October 9, 1880 - October 15, 1972
Elizabeth Bennett was the first woman to receive a Ph.D. in mathematics from the University of Illinois, and the second Ph.D. overall from that department. She was born in 1880 in Shawnee, PA., and received her A.B. degree in 1903 from Ohio University in Athens, OH. She held a scholarship in mathematics at Illinois for 1907-1908, and a fellowship from 1908-1910. She received her master's degree in 1908 and her Ph.D. in 1910 with a thesis on "Primitive groups with a determination of the primitive groups of degree 20," written under the direction of G. A. Miller. The thesis was later published in the American Journal of Mathematics, Vol 34, No. 1, pp1-20 [Abstract]. After receiving her Ph.D. she taught at the University of Nebraska where she was an instructor in the mathematics department.
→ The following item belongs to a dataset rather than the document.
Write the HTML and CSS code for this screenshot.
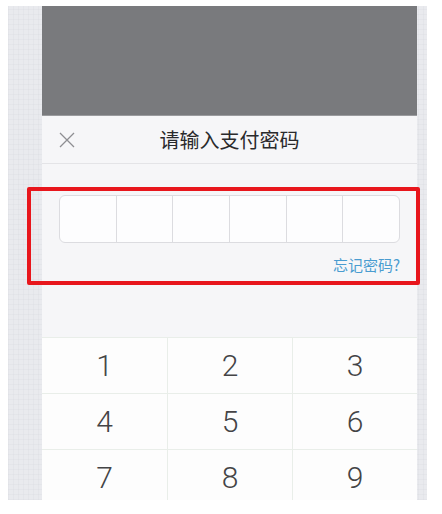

While there she met and married John Grennan, a professor in the mechanical engineering department. In 1918, she was appointed an instructor of mathematics at the University of Illinois. Eventually the Grennans settled in Ann Arbor, Michigan, where John Grennan taught at the University of Michigan.
The Elizabeth R. Bennett Scholarship in Mathematics was established in 1974 at the University of Illinois through a bequeath by Elizabeth Bennett. The funds provide scholarships to undergraduate junior and senior math majors.